Method 2: Point-Slope Form

• Step 1: Calculate the Slope (m)

  We already calculated m = -3.

• Step 2: Substitute into the Point-Slope Form (Using Point (-1, 7))

  y - 7 = -3(x - (-1))

  y - 7 = -3(x + 1)

• Step 3: Convert to Slope-Intercept Form

  y - 7 = -3x - 3

  y = -3x - 3 + 7

  y = -3x + 4

The y-intercept is 4.

Example 2: Fractional Slope

Suppose we have the points (0, 2) and (5, 4).

Method 1: Slope-Intercept Form

• Step 1: Calculate the Slope (m)

  m = (4 - 2) / (5 - 0) = 2 / 5

• Step 2: Substitute and Solve for b (Using Point (0, 2))

  2 = (2/5) * 0 + b

  2 = 0 + b

  b = 2

Notice that one of the points is (0, 2). Since the x-coordinate is 0, this point is the y-intercept. This makes the problem much simpler.

Method 2: Point-Slope Form

• Step 1: Calculate the Slope (m)

  We already calculated m = 2/5.

• Step 2: Substitute into the Point-Slope Form (Using Point (5, 4))

  y - 4 = (2/5)(x - 5)

• Step 3: Convert to Slope-Intercept Form

  y - 4 = (2/5)x - 2

  y = (2/5)x - 2 + 4

  y = (2/5)x + 2

The y-intercept is 2.

Example 3: Horizontal Line

Suppose we have the points (1, 3) and (5, 3).

Method 1: Slope-Intercept Form

• Step 1: Calculate the Slope (m)

  m = (3 - 3) / (5 - 1) = 0 / 4 = 0

• Step 2: Substitute and Solve for b (Using Point (1, 3))

  3 = 0 * 1 + b

  3 = 0 + b

  b = 3

Therefore, the y-intercept is 3.

Method 2: Point-Slope Form

• Step 1: Calculate the Slope (m)

  We already calculated m = 0.

• Step 2: Substitute into the Point-Slope Form (Using Point (1, 3))

  y - 3 = 0(x - 1)

• Step 3: Convert to Slope-Intercept Form

  y - 3 = 0

  y = 3

The y-intercept is 3. In this case, since the slope is 0, the equation simplifies to y = 3, representing a horizontal line that intersects the y-axis at 3.

Example 4: Vertical Line

Suppose we have the points (2, 1) and (2, 5).

• Step 1: Calculate the Slope (m)

  m = (5 - 1) / (2 - 2) = 4 / 0

  The slope is undefined because division by zero is not allowed.
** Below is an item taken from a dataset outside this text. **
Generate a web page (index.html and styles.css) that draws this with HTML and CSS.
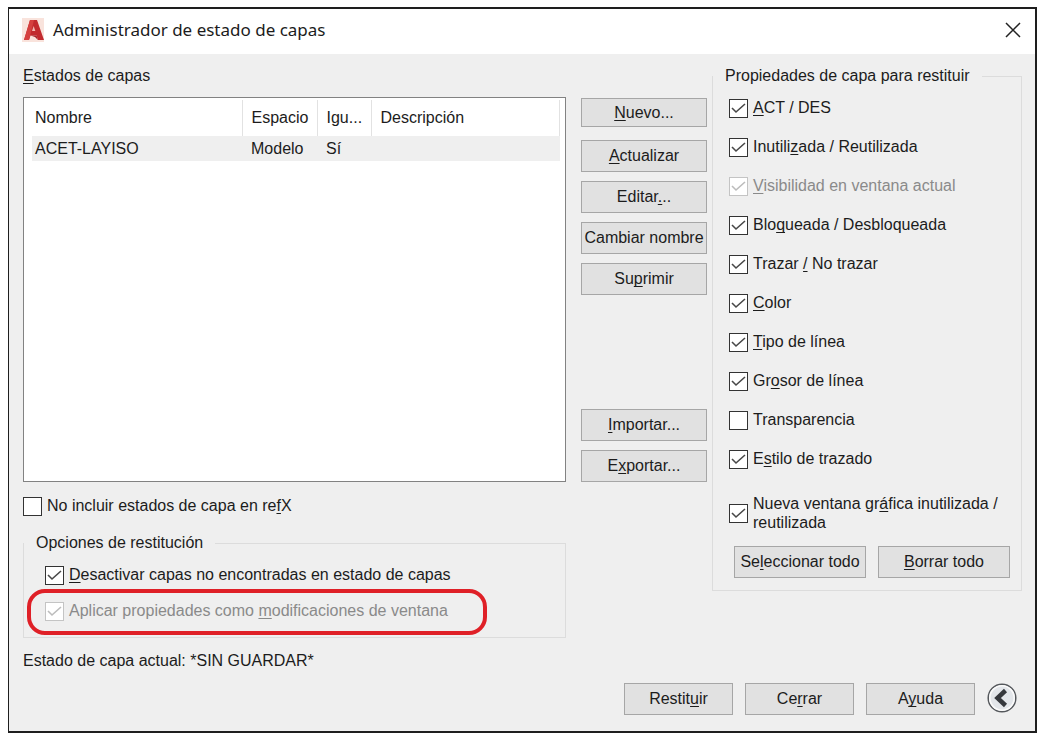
FILE: index.html
```html
<!DOCTYPE html>
<html lang="es">
<head>
<meta charset="utf-8">
<title>Administrador de estado de capas</title>
<link rel="stylesheet" href="styles.css">
</head>
<body>
<main class="dialog">
  <header class="titlebar">
    <svg class="logo" viewBox="0 0 22 24" aria-hidden="true">
      <rect width="22" height="24" fill="#f9e3dc"/>
      <path d="M2 22 8 2h7L22 22h-6l-1.500-4.500H8.500L7 22z" fill="#c22a2e"/>
      <path d="M2 22 8 2h4L7 22z" fill="#d5403f"/>
      <path d="M10 13 11.700 8l1.600 5z" fill="#f0b9b2"/>
      <path d="M8.500 17.500h6L16 22l-3-3z" fill="#a51f26"/>
    </svg>
    <h1 class="title">Administrador de estado de capas</h1>
    <button class="close" type="button" aria-label="Cerrar ventana">
      <svg viewBox="0 0 16 16" aria-hidden="true"><path d="M1 1l14 14M15 1L1 15" fill="none" stroke="#222" stroke-width="1.500"/></svg>
    </button>
  </header>

  <div class="content">
    <section class="states">
      <h2 class="caption"><u>E</u>stados de capas</h2>
      <div class="listbox">
        <table class="list">
          <thead>
            <tr><th class="col-name">Nombre</th><th class="col-space">Espacio</th><th class="col-same">Igu...</th><th>Descripción</th></tr>
          </thead>
          <tbody>
            <tr><td>ACET-LAYISO</td><td>Modelo</td><td>Sí</td><td></td></tr>
          </tbody>
        </table>
      </div>
      <label class="check"><input type="checkbox"><span>No incluir estados de capa en re<u>f</u>X</span></label>
      <fieldset class="group options">
        <legend>Opciones de restitución</legend>
        <label class="check"><input type="checkbox" checked><span><u>D</u>esactivar capas no encontradas en estado de capas</span></label>
        <label class="check highlighted"><input type="checkbox" checked disabled><span>Aplicar propiedades como <u>m</u>odificaciones de ventana</span></label>
      </fieldset>
      <p class="current">Estado de capa actual: *SIN GUARDAR*</p>
    </section>

    <div class="actions">
      <button class="btn btn-short" type="button"><u>N</u>uevo...</button>
      <button class="btn" type="button"><u>A</u>ctualizar</button>
      <button class="btn" type="button">Editar<u>.</u>..</button>
      <button class="btn" type="button">Cambiar nombre</button>
      <button class="btn" type="button">Su<u>p</u>rimir</button>
      <button class="btn btn-import" type="button"><u>I</u>mportar...</button>
      <button class="btn" type="button">E<u>x</u>portar...</button>
    </div>

    <fieldset class="group properties">
      <legend>Propiedades de capa para restituir</legend>
      <label class="check"><input type="checkbox" checked><span><u>A</u>CT / DES</span></label>
      <label class="check"><input type="checkbox" checked><span>Inutili<u>z</u>ada / Reutilizada</span></label>
      <label class="check"><input type="checkbox" checked disabled><span><u>V</u>isibilidad en ventana actual</span></label>
      <label class="check"><input type="checkbox" checked><span>Blo<u>q</u>ueada / Desbloqueada</span></label>
      <label class="check"><input type="checkbox" checked><span>Trazar <u>/</u> No trazar</span></label>
      <label class="check"><input type="checkbox" checked><span><u>C</u>olor</span></label>
      <label class="check"><input type="checkbox" checked><span><u>T</u>ipo de línea</span></label>
      <label class="check"><input type="checkbox" checked><span>Gr<u>o</u>sor de línea</span></label>
      <label class="check"><input type="checkbox"><span>Transparencia</span></label>
      <label class="check"><input type="checkbox" checked><span>E<u>s</u>tilo de trazado</span></label>
      <label class="check check-tall"><input type="checkbox" checked><span>Nueva ventana gr<u>á</u>fica inutilizada / <br>reutilizada</span></label>
      <div class="pair">
        <button class="btn" type="button">Se<u>l</u>eccionar todo</button>
        <button class="btn" type="button"><u>B</u>orrar todo</button>
      </div>
    </fieldset>
  </div>

  <footer class="footer">
    <button class="btn" type="button">Restit<u>u</u>ir</button>
    <button class="btn" type="button">Ce<u>r</u>rar</button>
    <button class="btn" type="button">A<u>y</u>uda</button>
    <button class="collapse" type="button" aria-label="Contraer">
      <svg viewBox="0 0 30 30" aria-hidden="true">
        <circle cx="15" cy="15" r="13.800" fill="#e3e6ea" stroke="#55585c" stroke-width="1.500"/>
        <circle cx="15" cy="15" r="12.200" fill="none" stroke="#fafafa" stroke-width="1.600"/>
        <path d="M18.500 7.500 10.500 15l8 7.500" fill="none" stroke="#35383d" stroke-width="4.500"/>
      </svg>
    </button>
  </footer>
</main>
</body>
</html>
```
FILE: styles.css
```css
* { box-sizing: border-box; }

body {
  margin: 0;
  padding: 7px 13px 10px 8px;
  background: #fff;
  color: #1c1c1c;
  font: 16px/20px "Liberation Sans", Arial, sans-serif;
}

h1, h2, p { margin: 0; font-size: inherit; font-weight: normal; }

u {
  text-decoration-thickness: 1px;
  text-underline-offset: 2px;
  text-decoration-skip-ink: none;
}

.dialog { border: 2px solid #1e1e1e; border-left-width: 1px; background: #efefef; }

.titlebar {
  display: flex;
  align-items: center;
  height: 45px;
  padding: 0 14px 4px 13px;
  background: #fff;
}
.logo { width: 22px; height: 24px; }
.title {
  flex: 1;
  margin-left: 9px;
  font: 17px/24px "Noto Sans", "Open Sans", sans-serif;
}
.close { width: 16px; height: 16px; padding: 0; border: 0; background: none; }
.close svg { display: block; }

.content { display: flex; padding: 12px 13px 0 14px; }

.states { flex: 1; min-width: 0; }
.listbox {
  height: 385px;
  margin: 11px 0 14px;
  padding: 2px 5px 0 8px;
  border: 1px solid #828282;
  background: #fff;
}
.list { width: 100%; table-layout: fixed; border-collapse: collapse; }
.list th, .list td { padding: 0 0 0 9px; text-align: left; font-weight: normal; }
.list th { height: 36px; border-right: 1px solid #e2e2e2; }
.list td { height: 25px; background: #efefef; }
.list th:first-child, .list td:first-child { padding-left: 3px; }
.col-name { width: 210px; }
.col-space { width: 75px; }
.col-same { width: 54px; }

.check { display: flex; align-items: center; gap: 5px; width: fit-content; }
.check input {
  flex: none;
  appearance: none;
  width: 19px;
  height: 19px;
  margin: 0;
  border: 1px solid #333;
  background: #fff;
}
.check input:checked {
  background: #fff url("data:image/svg+xml,%3Csvg xmlns='http://www.w3.org/2000/svg' viewBox='0 0 17 17'%3E%3Cpath d='M2 8l4 4 9-8' fill='none' stroke='%23484848' stroke-width='1.6'/%3E%3C/svg%3E") center / 17px 17px no-repeat;
}
.check input:disabled {
  border-color: #c4c4c4;
  background-image: url("data:image/svg+xml,%3Csvg xmlns='http://www.w3.org/2000/svg' viewBox='0 0 17 17'%3E%3Cpath d='M2 8l4 4 9-8' fill='none' stroke='%23bcbcbc' stroke-width='1.6'/%3E%3C/svg%3E");
}
.check input:disabled + span { color: #8a8a8a; }

.group { min-width: 0; margin: 0; border: 1px solid #dcdcdc; }
.group legend { padding: 0 12px; }

.options { margin-top: 17px; padding: 12px 21px 16px; }
.options legend { margin-left: -21px; }
.options .check + .check { margin-top: 16px; }

.highlighted { position: relative; }
.highlighted::after {
  content: "";
  position: absolute;
  inset: -12px -39px -14px -18px;
  border: 4px solid #df2027;
  border-radius: 18px;
}
.current { margin-top: 13px; }

.actions {
  display: flex;
  flex-direction: column;
  gap: 9px;
  width: 126px;
  margin: 32px 5px 0 15px;
}
.btn {
  height: 32px;
  padding: 0;
  border: 1px solid #a6a6a6;
  background: #e1e1e1;
  color: inherit;
  font: inherit;
  white-space: nowrap;
}
.btn-short { height: 29px; margin-bottom: 4px; }
.btn-import { margin-top: 105px; }

.properties { align-self: flex-start; width: 310px; padding: 12px 11px 12px 16px; }
.properties legend { margin-left: -16px; }
.properties .check + .check { margin-top: 19px; }
.properties .check + .check-tall { margin-top: 25px; }
.check-tall { line-height: 19px; }
.pair { display: grid; grid-template-columns: 1fr 1fr; gap: 12px; margin: 14px 0 0 5px; }

.footer {
  display: flex;
  justify-content: flex-end;
  align-items: flex-start;
  gap: 12px;
  padding: 12px 18px 16px;
}
.footer .btn { width: 109px; }
.collapse { width: 30px; height: 30px; padding: 0; border: 0; background: none; }
.collapse svg { display: block; }
```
This indicates a vertical line.

• Vertical lines do not have a y-intercept. They are represented by the equation x = c, where c is a constant. In this case, the equation is x = 2. Vertical lines run parallel to the y-axis and never intersect it (unless the line is the y-axis itself, i.e., x = 0).

Tips and Tricks

• Choose the Easier Point: When substituting to find b, choose the point with smaller numbers or a zero coordinate to simplify the calculations.
• Double-Check Your Work: Always double-check your calculations, especially when dealing with negative numbers or fractions.
• Recognize Special Cases: Be aware of horizontal lines (slope = 0) and vertical lines (undefined slope). These cases require special attention.
• Visualize: If possible, sketch the points on a coordinate plane to visualize the line and estimate the y-intercept. This can help you check if your calculated y-intercept makes sense.

Common Mistakes to Avoid

• Incorrectly Calculating the Slope: Make sure you subtract the y-coordinates and x-coordinates in the same order. Reversing the order will result in the wrong sign for the slope.
• Substituting Incorrectly: Be careful when substituting the values of x, y, and m into the equations. Double-check that you are using the correct values and signs.
• Forgetting to Convert from Point-Slope Form: If you use the point-slope form, remember to convert the equation to slope-intercept form to identify the y-intercept.
• Confusing Slope and Y-Intercept: Remember that the slope (m) represents the steepness of the line, while the y-intercept (b) represents the point where the line crosses the y-axis.

Conclusion

Finding the y-intercept from two points is a fundamental skill in algebra. By understanding the slope-intercept form and the point-slope form of a linear equation, you can easily calculate the y-intercept. Whether you choose to calculate the slope first and then substitute into y = mx + b or use the point-slope form, the key is to be accurate and methodical in your calculations. With practice, you'll be able to find the y-intercept quickly and confidently, regardless of the points you are given. Remember to double-check your work and be aware of special cases like horizontal and vertical lines. This skill will not only help you in algebra but also in various real-world applications where linear relationships are involved.